Thursday, July 28, 2011

Spider Love

I heard the most romantic E.B. White poem this morning. Of course it involves spiders! Apparently he wrote it for his wife when they were newly married. Author Michael Sims was on Radio Times this morning discussing his new book, "The Story of Charlotte's Web: E.B. White's Eccentric Life in Nature and the Birth of an American Classic." Sims read the poem on the show, and it moved me profoundly as I was driving to work. I just love that last verse.

Natural History
E.B. White

The spider, dropping down from twig,
Unfolds a plan of her devising,
A thin premeditated rig
To use in rising.

And all that journey down through space,
In cool descent and loyal hearted,
She spins a ladder to the place
From where she started.

Thus I, gone forth as spiders do
In spider's web a truth discerning,
Attach one silken thread to you
For my returning.

Tuesday, July 12, 2011

Mommy Wars...or Mom Me Wars?

Before I had my son, I worked with a lot of working moms -- or rather, moms who worked outside the home. And they all used to talk about the war being waged between moms who worked outside the home versus those who didn't. In fact, Allison Pearson's first novel, I Don't Know How She Does It, deals with this issue.

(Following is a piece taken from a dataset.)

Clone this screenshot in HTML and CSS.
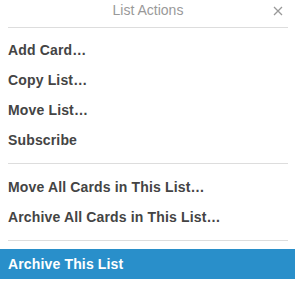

I never really encountered that in my small part of the world. Instead, that war has been waging inside me. 

I keep a journal for my son. Below is the entry I wrote on my first day back to the corporate world after being home with him for almost two years. It captures much of the agony I felt then...and continue to feel today.

Journal Entry
Little Dude,

Today is my first day back to work. Yesterday evening I drove you to the Goddard School and showed you the school, told you that's Leo's school and that in the morning, Mommy would be gone and Daddy would be there, that you would go to school for a few hours then Daddy would pick you up -- you wouldn't be left there forever -- Daddy would be back and I'd see you tomorrow night. I was going to work.

You woke up this morning before I left. I held you, trying to get you to go back to sleep, but I finally had to put you back in your crib. You were crying and clutching me desperately. You grabbed hold of my index finger and squeezed and wouldn't let go. And you were reaching your other arm out for my neck as you wailed and sobbed and reached and grasped -- but the bars of your crib held you back as you stood in your crib 'til I finally pried your fingers open and encouraged you to go back to sleep before I slipped out the door.